デモクリトス

デモクリトス Demokritos 前460頃〜前370頃 古代ギリシャの哲学者。唯物論の立場にたち、師のレウキッポスがとなえた原子論を展開、完成させた。

 デモクリトスはトラキア地方のアブデラで生まれた。著作は莫大な数にのぼったとつたえられるが、現在は断片しかのこっていない。

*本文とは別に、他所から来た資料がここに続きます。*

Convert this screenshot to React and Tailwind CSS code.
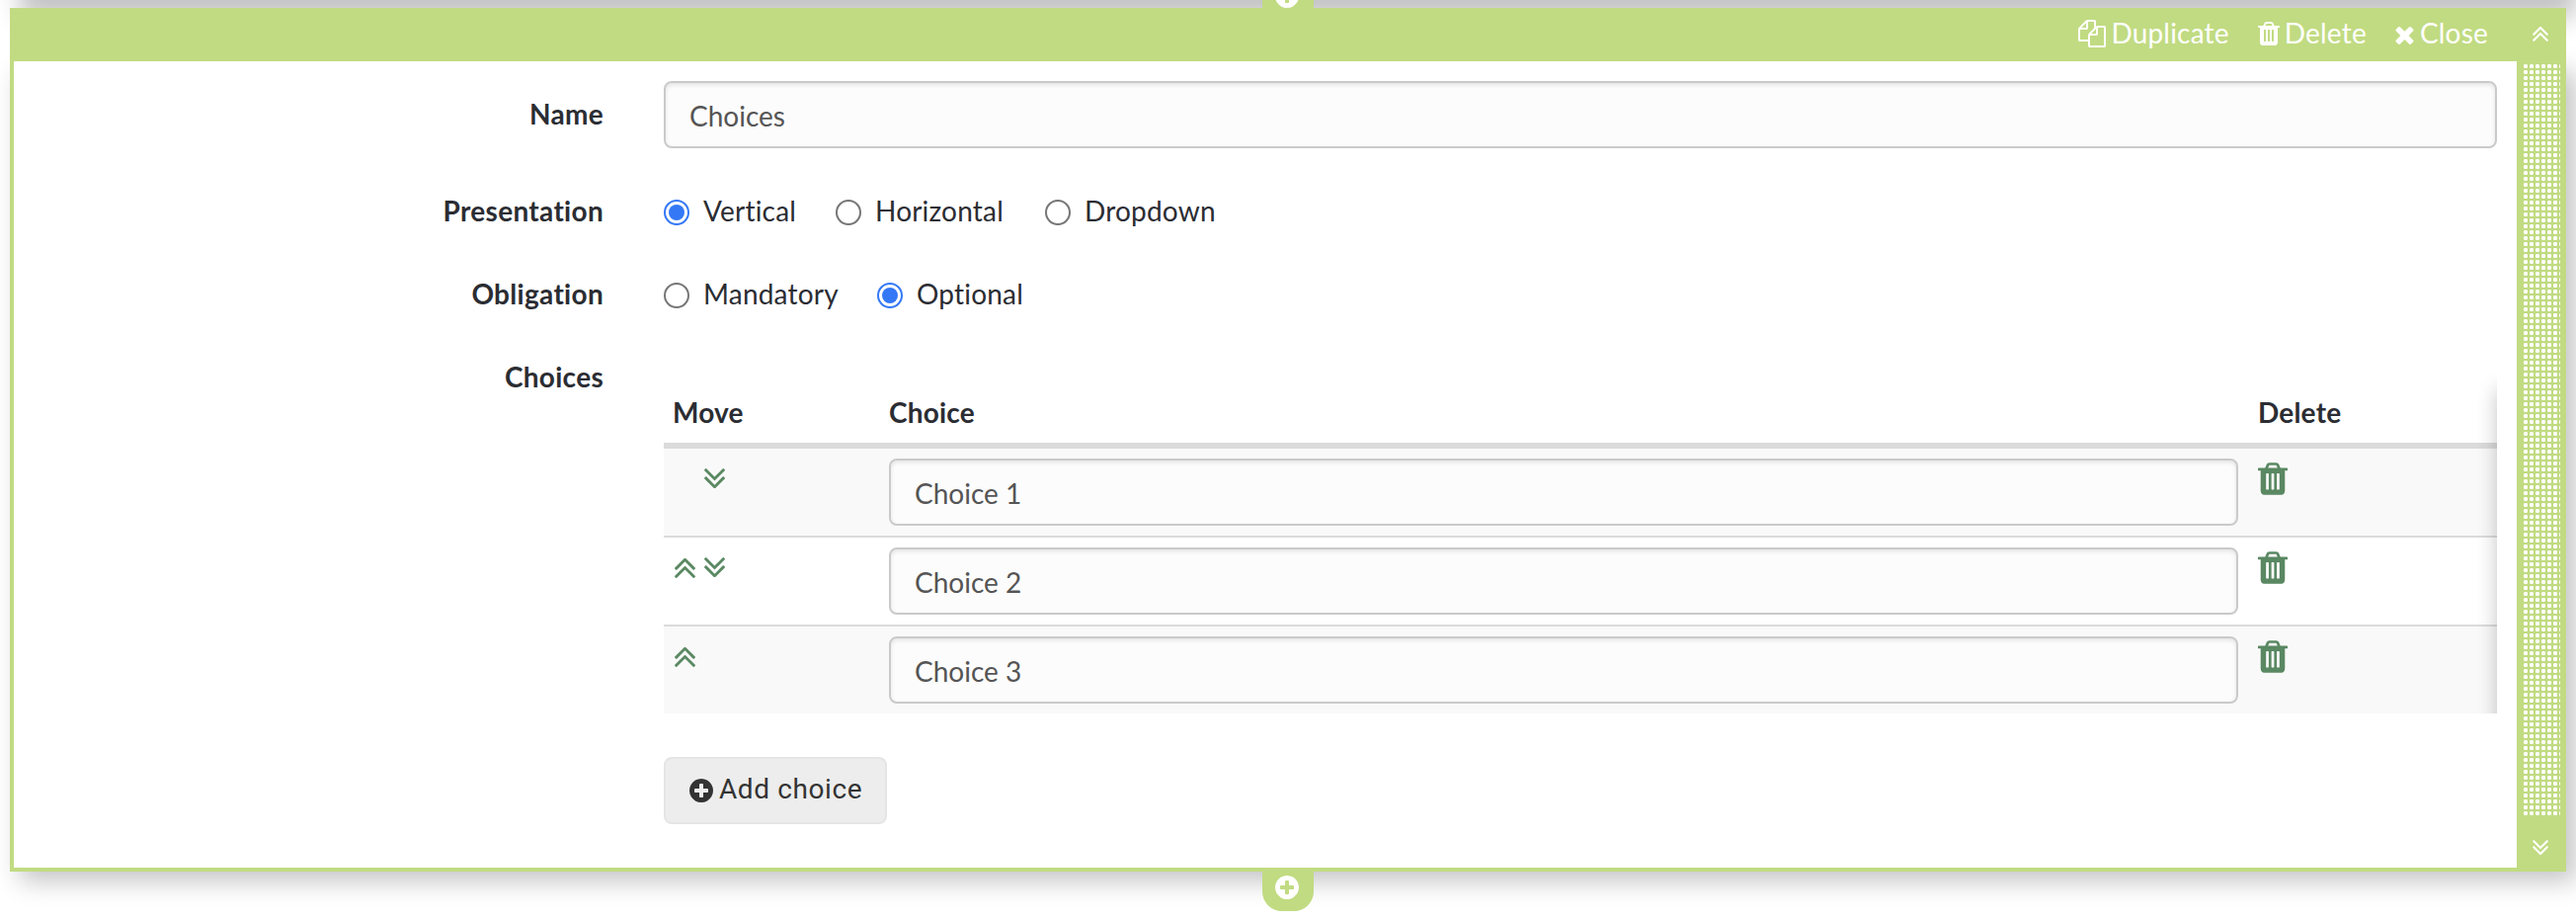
const P = {
  trash: ['0 128 1408 1536', 'M512 1376v-704q0-14-9-23t-23-9h-64q-14 0-23 9t-9 23v704q0 14 9 23t23 9h64q14 0 23-9t9-23zm256 0v-704q0-14-9-23t-23-9h-64q-14 0-23 9t-9 23v704q0 14 9 23t23 9h64q14 0 23-9t9-23zm256 0v-704q0-14-9-23t-23-9h-64q-14 0-23 9t-9 23v704q0 14 9 23t23 9h64q14 0 23-9t9-23zm-544-992h448l-48-117q-7-9-17-11h-317q-10 2-17 11zm928 32v64q0 14-9 23t-23 9h-96v948q0 83-47 143.5t-113 60.5h-832q-66 0-113-58.5t-47-141.5v-952h-96q-14 0-23-9t-9-23v-64q0-14 9-23t23-9h309l70-167q15-37 54-63t79-26h320q40 0 79 26t54 63l70 167h309q14 0 23 9t9 23z'],
  files: ['0 0 1792 1792', 'M1696 384q40 0 68 28t28 68v1216q0 40-28 68t-68 28h-960q-40 0-68-28t-28-68v-288h-544q-40 0-68-28t-28-68v-672q0-40 20-88t48-76l408-408q28-28 76-48t88-20h416q40 0 68 28t28 68v328q68-40 128-40h416zm-544 213l-299 299h299v-299zm-640-384l-299 299h299v-299zm196 647l316-316v-416h-384v416q0 40-28 68t-68 28h-416v640h512v-256q0-40 20-88t48-76zm956 804v-1152h-384v416q0 40-28 68t-68 28h-416v640h896z'],
  times: ['302 302 1188 1252', 'M1490 1322q0 40-28 68l-136 136q-28 28-68 28t-68-28l-294-294-294 294q-28 28-68 28t-68-28l-136-136q-28-28-28-68t28-68l294-294-294-294q-28-28-28-68t28-68l136-136q28-28 68-28t68 28l294 294 294-294q28-28 68-28t68 28l136 136q28 28 28 68t-28 68l-294 294 294 294q28 28 28 68z'],
  plus: ['128 128 1536 1536', 'M1344 960v-128q0-26-19-45t-45-19h-256v-256q0-26-19-45t-45-19h-128q-26 0-45 19t-19 45v256h-256q-26 0-45 19t-19 45v128q0 26 19 45t45 19h256v256q0 26 19 45t45 19h128q26 0 45-19t19-45v-256h256q26 0 45-19t19-45zm320-64q0 209-103 385.5t-279.5 279.5-385.5 103-385.5-103-279.5-279.5-103-385.5 103-385.5 279.5-279.5 385.5-103 385.5 103 279.5 279.5 103 385.5z'],
  up: ['397 452 998 943', 'M1395 1312q0 13-10 23l-50 50q-10 10-23 10t-23-10l-393-393-393 393q-10 10-23 10t-23-10l-50-50q-10-10-10-23t10-23l466-466q10-10 23-10t23 10l466 466q10 10 10 23zm0-384q0 13-10 23l-50 50q-10 10-23 10t-23-10l-393-393-393 393q-10 10-23 10t-23-10l-50-50q-10-10-10-23t10-23l466-466q10-10 23-10t23 10l466 466q10 10 10 23z'],
};

function Icon({ name, className }) {
  const [box, d] = P[name];
  return (
    <svg viewBox={box} className={`shrink-0 fill-current ${className}`} aria-hidden="true">
      <path d={d} />
    </svg>
  );
}

function Field({ label, top, children }) {
  return (
    <div className={`flex ${top}`}>
      <div className="w-[598px] shrink-0 pr-px text-right font-bold leading-[38px] tracking-[0.3px]">{label}</div>
      <div className="ml-[60px] w-[1856px]">{children}</div>
    </div>
  );
}

function TextBox({ value }) {
  return (
    <input
      readOnly
      value={value}
      className="block h-[68px] w-full rounded-[8px] border-2 border-[#cacaca] bg-[#fcfcfc] px-6 pt-px text-[28px] tracking-normal text-[#555] shadow-[inset_0_2px_4px_rgba(10,10,10,0.1)] outline-none"
    />
  );
}

function Radio({ label, checked, width }) {
  return (
    <label className={`flex items-start ${width}`}>
      <span
        className={`mt-2 flex size-[26px] shrink-0 items-center justify-center rounded-full border-2 bg-white ${checked ? 'border-[#3478f6]' : 'border-[#767676]'}`}
      >
        {checked && <span className="size-4 rounded-full bg-[#3478f6]" />}
      </span>
      <span className="ml-[14px] leading-[38px]">{label}</span>
    </label>
  );
}

function ChoiceRow({ value, up, down, className }) {
  return (
    <div className={`flex ${className}`}>
      <div className="flex w-[228px] gap-[9px] pl-[11px] pt-5 text-[#5a8862]">
        <Icon name="up" className={`h-5 w-[21px] mt-px ${up ? '' : 'invisible'}`} />
        <Icon name="up" className={`h-5 w-[21px] rotate-180 ${down ? '' : 'invisible'}`} />
      </div>
      <div className="w-[1366px] pt-[10px]">
        <TextBox value={value} />
      </div>
      <div className="pl-5 pt-[14px] text-[#5a8862]">
        <Icon name="trash" className="h-[33px] w-[30px]" />
      </div>
    </div>
  );
}

export default function App() {
  return (
    <div className="relative h-[932px] w-[2608px] overflow-hidden bg-white font-['Lato',sans-serif] text-[28px] tracking-[0.2px] text-[#2b2d33]">
      <div className="absolute -top-[60px] left-[10px] h-[56px] w-[2588px] shadow-[10px_22px_24px_rgba(0,0,0,0.24)]" />
      <div className="absolute left-[1278px] top-0 z-10 h-2 w-[52px] overflow-hidden bg-[#c1db82]">
        <div className="-mt-4 flex justify-center pr-0.5 text-white">
          <Icon name="plus" className="size-6" />
        </div>
      </div>

      <div className="relative ml-[10px] mt-2 flex h-[874px] w-[2588px] flex-col">
        <div className="relative flex h-[54px] shrink-0 items-start bg-[#c1db82] leading-[42px] text-white">
          <div className="flex flex-1 items-start justify-end pr-[29px] pt-1 tracking-[0.2px]">
            <Icon name="files" className="mt-2 size-[28px]" />
            <span className="ml-[5px]">Duplicate</span>
            <Icon name="trash" className="ml-[29px] mt-[10px] h-6 w-[22px]" />
            <span className="ml-[5px]">Delete</span>
            <Icon name="times" className="ml-[29px] mt-[14px] h-[19px] w-[19px]" />
            <span className="ml-[6px]">Close</span>
          </div>
          <div className="flex w-[50px] justify-center pr-0.5 pt-[19px]">
            <Icon name="up" className="h-[15px] w-4" />
          </div>
        </div>

        <div className="flex min-h-0 flex-1 border-b-4 border-l-4 border-[#c1db82] bg-white shadow-[10px_10px_24px_rgba(0,0,0,0.23)]">
          <div className="w-[2534px]">
            <div className="flex flex-col">
              <Field label="Name" top="pt-5 [&>div:first-child]:pt-[14px]">
                <TextBox value="Choices" />
              </Field>
              <Field label="Presentation" top="mt-[44px] h-[40px]">
                <div className="flex">
                  <Radio label="Vertical" checked width="w-[174px]" />
                  <Radio label="Horizontal" width="w-[212px]" />
                  <Radio label="Dropdown" width="w-[180px]" />
                </div>
              </Field>
              <Field label="Obligation" top="mt-[44px] h-[40px]">
                <div className="flex">
                  <Radio label="Mandatory" width="w-[216px]" />
                  <Radio label="Optional" checked width="w-[180px]" />
                </div>
              </Field>
              <Field label="Choices" top="mt-[44px]">
                <div className="relative mt-[2px] overflow-hidden">
                  <div className="flex h-[90px] border-b-[6px] border-[#dbdbdb] pt-[33px] font-bold leading-[40px]">
                    <span className="w-[228px] pl-[9px]">Move</span>
                    <span className="w-[1366px]">Choice</span>
                    <span className="pl-5">Delete</span>
                  </div>
                  <ChoiceRow value="Choice 1" down className="h-[90px] border-b-2 border-[#dbdbdb] bg-[#f9f9f9]" />
                  <ChoiceRow value="Choice 2" up down className="h-[90px] border-b-2 border-[#dbdbdb]" />
                  <ChoiceRow value="Choice 3" up className="h-[88px] bg-[#f9f9f9]" />
                  <div className="pointer-events-none absolute left-full top-[30px] h-[350px] w-10 shadow-[0_0_20px_rgba(0,0,0,0.24)]" />
                </div>
                <button className="mt-[44px] flex h-[68px] w-[226px] items-center rounded-[8px] border-2 border-[#e5e5e5] bg-[#ededed] pl-6 font-['Roboto',sans-serif] text-[#333]">
                  <Icon name="plus" className="size-6" />
                  <span className="ml-[6px] whitespace-nowrap pb-0.5 tracking-[0.6px]">Add choice</span>
                </button>
              </Field>
            </div>
          </div>
          <div className="flex w-[50px] shrink-0 flex-col bg-[#c1db82] pl-[7px] pt-[3px] text-white">
            <div className="h-[760px] w-[37px] bg-[radial-gradient(circle_at_2px_2px,#fff_2px,transparent_2.3px)] bg-[length:6px_6px]" />
            <div className="flex w-[34px] justify-center pt-[25px]">
              <Icon name="up" className="h-[15px] w-4 rotate-180" />
            </div>
          </div>
        </div>
      </div>

      <div className="relative z-10 ml-[1278px] flex h-10 w-[52px] justify-center rounded-b-[20px] bg-[#c1db82] pr-0.5 pt-1 text-white">
        <Icon name="plus" className="size-6" />
      </div>
    </div>
  );
}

彼の原子論によれば、万物は目にみえず不滅な極微の物質的原子(アトモンatomon=ギリシャ語で「分割できないもの」)からなり、これらの原子は無限の空虚な空間(ケノンkenon)の中で永遠に運動する。原子はまったく同じ物質からできているけれども、形、大きさ、重さ、並び方そして姿勢がちがう。感覚がとらえる質的な違い、あるいは、事物の生成、崩壊、消滅は、原子に内在する性質の結果ではなく、原子の量的なあり方の結果である。世界は、空間の中で原子がたえず渦巻き運動し、だんだんと大きな物質の塊をつくっていくことによって成立した。このようにデモクリトスは考えた。→ 原子

倫理学についても著作をのこし、幸福とは「快活」のことであると説いた。快活な状態が最高の善であり、これを達成するには、恐怖から解放されて中庸をたもち、心の平安をえればよい。陰気で悲観的なヘラクレイトスがのちに「泣く哲学者」とよばれたのに対して、デモクリトスは「笑う哲学者」として知られることになった。